En las últimas semanas, una noticia acaparó la atención internacional. Se trata de la resolución de la Corte Constitucional de Colombia que anula el acuerdo militar suscrito con Estados Unidos. El convenio fue, en su momento, defendido apasionadamente por el expresidente Álvaro Uribe y objeto de numerosas críticas. La decisión produjo complacencia, pero, al mismo tiempo, severos cuestionamientos entre quienes la califican como una invasión competencial que alimenta la instauración de un gobierno de los jueces.
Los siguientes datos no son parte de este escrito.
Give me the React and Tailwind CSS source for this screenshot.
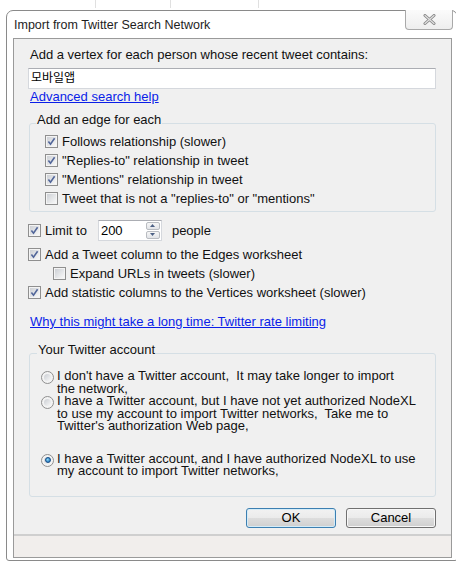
import React from "react"

// Windows 7 style check box
const Check = ({ on }) => (
  <span className="relative flex h-[13px] w-[13px] shrink-0 border border-[#8f8f8f] bg-[#f4f4f4] p-px">
    <span className="flex-1 bg-gradient-to-br from-[#cdd0d5] to-[#f8f8f8]" />
    {on && (
      <svg className="absolute inset-0" width="11" height="11" viewBox="0 0 11 11">
        <path d="M2.4 5.6 L4.5 8.2 L8.6 2.2" fill="none" stroke="#52669a" strokeWidth="1.6" />
      </svg>
    )}
  </span>
)

const Radio = ({ on }) => (
  <span className="flex h-[13px] w-[13px] shrink-0 rounded-full border border-[#8f8f8f] bg-[#f3f3f3] p-[2px]">
    <span className="flex flex-1 items-center justify-center rounded-full bg-gradient-to-br from-[#cbced3] to-[#f8f8f8]">
      {on && (
        <span className="h-[6px] w-[6px] rounded-full border border-[#164c86] bg-[radial-gradient(circle_at_40%_40%,#8fdcf8,#2a7fc2_70%)]" />
      )}
    </span>
  </span>
)

const CheckRow = ({ on, children, className = "" }) => (
  <div className={`flex h-[19px] items-center gap-[4px] ${className}`}>
    <Check on={on} />
    <span>{children}</span>
  </div>
)

const RadioRow = ({ on, lines, className = "" }) => (
  <div className={`flex items-start gap-[3px] ${className}`}>
    <span className="mt-[1px]">
      <Radio on={on} />
    </span>
    <div className="leading-[12.5px]">
      {lines.map((l) => (
        <span key={l} className="block whitespace-pre">
          {l}
        </span>
      ))}
    </div>
  </div>
)

const Button = ({ focused, children }) => (
  <button
    className={`h-[20px] w-[90px] rounded-[3px] border bg-[linear-gradient(#f2f2f2,#ebebeb_48%,#dddddd_52%,#cfcfcf)] text-[13px] leading-none text-black ${
      focused ? "border-[#3c7fb1] shadow-[inset_0_0_0_1px_#d4ecf8]" : "border-[#707070] shadow-[inset_0_0_0_1px_#f8f8f8]"
    }`}
  >
    {children}
  </button>
)

export default function App() {
  return (
    <div className="h-[562px] w-[456px] overflow-hidden bg-white font-['Liberation_Sans','Noto_Sans_CJK_KR',sans-serif] text-[13px] leading-[15px] text-[#111]">
      {/* sheet grid lines behind the dialog */}
      <div className="flex h-[10px]">
        <div className="h-[8px] w-[96px] border-r border-[#e0e0e0]" />
        <div className="h-[8px] w-[75px] border-r border-[#e0e0e0]" />
        <div className="h-[8px] w-[88px] border-r border-[#e0e0e0]" />
      </div>

      <div className="ml-[6px] flex h-[551px] w-[452px] flex-col rounded-t-[7px] rounded-b-[3px] border border-[#8a8a8a] bg-white">
        {/* title bar */}
        <div className="flex h-[27px] items-start justify-between">
          <span className="ml-[7px] mt-[7px] text-[12.5px] text-[#1e1e1e]">Import from Twitter Search Network</span>
          <button className="-mt-px mr-[4px] flex h-[20px] w-[48px] items-center justify-center rounded-b-[4px] border border-t-0 border-[#a9a9a9] bg-gradient-to-b from-[#fbfbfb] to-[#eeeeee]">
            <svg width="13" height="11" viewBox="0 0 13 11">
              <path d="M2 1.5 L11 9.5 M11 1.5 L2 9.5" stroke="#858585" strokeWidth="3" strokeLinecap="round" />
              <path d="M2 1.5 L11 9.5 M11 1.5 L2 9.5" stroke="#e2e2e2" strokeWidth="1.2" strokeLinecap="round" />
            </svg>
          </button>
        </div>

        {/* client area */}
        <div className="ml-[6px] flex h-[520px] w-[439px] flex-col border border-[#9a9a9a] bg-[#f0f0f0]">
          <div className="flex flex-col px-[14px] pt-[8px]">
            <span className="ml-[2px]">Add a vertex for each person whose recent tweet contains:</span>
            <div className="mt-[6px] flex h-[21px] w-[408px] items-center border border-[#d5d8dd] border-t-[#abadb3] bg-white pl-[2px] text-[12px] text-black">
              모바일앱
            </div>
            <a className="ml-[2px] self-start text-[#0a1ee8] underline">Advanced search help</a>

            <fieldset className="ml-px mt-[8px] w-[407px] rounded-[3px] border border-[#d5dfe5] pb-[3px] pl-[15px]">
              <legend className="-ml-[9px] px-px pb-[7px] leading-[15px]">Add an edge for each</legend>
              <div className="-mt-[2px]">
                <CheckRow on className="h-[18.5px]">Follows relationship (slower)</CheckRow>
                <CheckRow on className="h-[18.5px]">"Replies-to" relationship in tweet</CheckRow>
                <CheckRow on className="h-[18.5px]">"Mentions" relationship in tweet</CheckRow>
                <CheckRow className="h-[18.5px]">Tweet that is not a "replies-to" or "mentions"</CheckRow>
              </div>
            </fieldset>

            <div className="mt-[7px] flex h-[22px] items-center">
              <Check on />
              <span className="ml-[4px]">Limit to</span>
              <div className="ml-[11px] flex h-[21px] w-[64px] items-center border border-[#d5d8dd] border-t-[#abadb3] bg-white pl-[2px] pr-px">
                <span className="flex-1 text-black">200</span>
                <div className="flex h-[17px] w-[14px] flex-col gap-px">
                  <span className="flex flex-1 items-center justify-center rounded-[2px] border border-[#b9bcc1] bg-gradient-to-b from-[#f6f6f6] to-[#e2e4e8]">
                    <svg width="5" height="3" viewBox="0 0 5 3"><path d="M0 3 L2.5 0 L5 3Z" fill="#4d6185" /></svg>
                  </span>
                  <span className="flex flex-1 items-center justify-center rounded-[2px] border border-[#b9bcc1] bg-gradient-to-b from-[#f6f6f6] to-[#e2e4e8]">
                    <svg width="5" height="3" viewBox="0 0 5 3"><path d="M0 0 L2.5 3 L5 0Z" fill="#4d6185" /></svg>
                  </span>
                </div>
              </div>
              <span className="ml-[10px]">people</span>
            </div>
            <CheckRow on className="mt-[4px]">Add a Tweet column to the Edges worksheet</CheckRow>
            <CheckRow className="ml-[25px]">Expand URLs in tweets (slower)</CheckRow>
            <CheckRow on>Add statistic columns to the Vertices worksheet (slower)</CheckRow>

            <a className="ml-[2px] mt-[12px] self-start text-[#0a1ee8] underline">
              Why this might take a long time: Twitter rate limiting
            </a>

            <fieldset className="ml-px mt-[13px] w-[407px] rounded-[3px] border border-[#d5dfe5] pb-[18px] pl-[11px]">
              <legend className="-ml-[4px] px-px pb-[7px] leading-[15px]">Your Twitter account</legend>
              <RadioRow
                className="mt-[6px]"
                lines={["I don't have a Twitter account,  It may take longer to import", "the network,"]}
              />
              <RadioRow
                lines={[
                  "I have a Twitter account, but I have not yet authorized NodeXL",
                  "to use my account to import Twitter networks,  Take me to",
                  "Twitter's authorization Web page,",
                ]}
              />
              <RadioRow
                on
                className="mt-[20px]"
                lines={["I have a Twitter account, and I have authorized NodeXL to use", "my account to import Twitter networks,"]}
              />
            </fieldset>

            <div className="mr-px mt-[11px] flex justify-end gap-[10px]">
              <Button focused>OK</Button>
              <Button>Cancel</Button>
            </div>
          </div>

          {/* status strip */}
          <div className="mt-[6px] flex-1 border-t-2 border-[#cfcfcf] bg-[#f1eeec]" />
        </div>
      </div>
    </div>
  )
}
El caso colombiano resulta significativo; para los que han estudiado el tema, representa, junto con Costa Rica, uno de los ejemplos de justicia constitucional exitosa en América Latina. No obstante, más allá de esta sentencia puntual, la cuestión adquiere mayor relevancia por otra razón. Saca a la luz un fenómeno que en nuestro país parece volver a colocarse sobre la mesa con ocasión de recientes resoluciones de la Sala Constitucional. Hablo de lo que se ha llamado la judicialización de la política. El nuevo papel que han ido asumiendo los jueces en el entramado democrático. Un papel hasta, hace muy poco tiempo, impensable. Impensable porque, en buena medida, por una razón histórica los países que recibieron influencia de los sistemas jurídicos europeo-continentales, como los nuestros, colocaron al juez en una posición limitada a resolver conflictos entre particulares. Su relación con los otros actores políticos fue de casi total indiferencia. Sirvan, como ejemplo, las dictaduras de Franco y Mussolini para encontrarnos con que en aquellos regímenes los Poderes Judiciales funcionaron con “normalidad”.
Sin embargo, después de la Segunda Guerra Mundial empieza a darse una transformación que aún continúa suscitando encendidos debates sobre los límites a las actuaciones jurisdiccionales. Esta transformación se asocia, en buena medida, con el nacimiento de los Tribunales Constitucionales. Aunque la formulación teórica desembarca a finales del siglo XIX, es en 1946 cuando la idea de órganos judiciales controlando el ejercicio del poder se empieza a expandir. Hoy hay Tribunales Constitucionales alrededor de todo el mundo, de Portugal a Sudáfrica, de Hungría a Perú y de Polonia a El Salvador.
Cuando un Tribunal de Cartago condena a Ponchipón, un conocido carterista, a descontar una pena de cárcel, estamos frente a una decisión necesaria, porque dirime un conflicto social. Cuando un Tribunal Constitucional ordena al Poder Ejecutivo revelar una cierta información o a la Asamblea Legislativa aprobar una ley o al Tribunal Supremo de Elecciones abstenerse de realizar un referéndum, se están tomando decisiones también necesarias, porque dirimen conflictos, pero además polémicas porque suponen controlar el poder de otros órganos.
Debate necesario. La Sala Constitucional está lejos de ser perfecta, pero negar la impronta que ha dejado en la protección de los derechos y la creación de mecanismos de control sería mezquino y, además, una burda negación de la evidencia más demoledora. Dicho esto creo, sin embargo, que como sucedió en Alemania a mediados de la década de 1970 cuando se generó un movimiento muy crítico por algunos de los pronunciamientos del Tribunal Federal, conviene un debate en el que muchas voces puedan ser escuchadas.
Pero estoy convencido que ese debate habrá de tejerse tomando algunas precauciones. De esta forma será fructífero y alcanzará el principal objetivo: incidir positivamente en el desempeño de la Sala que, como cualquier institución que no quiera fosilizarse, debe estar abierta a la crítica y a los ajustes.
En primer lugar, dejar a un lado las posiciones fatalistas como afirmar que en Costa Rica se está implantando una dictadura de jueces. Esto no sucede aquí y, lo más importante: no ha sucedido en ninguna parte del mundo. En segundo lugar, entender que la judicialización de la política es un proceso normal en una democracia contemporánea. Los jueces son actores políticos. La imagen neutra y desideologizada de los jueces es una ingenuidad. Que la política se judicialice no es otra cosa que admitir que el poder puede ser controlado. Es el reconocimiento de que los jueces participan del poder que acordamos fraccionar en tres partes, no en una, ni en dos. Partir de esto será por lo pronto un buen comienzo; luego podríamos sentarnos a discutir sobre el quehacer de nuestro Tribunal Constitucional.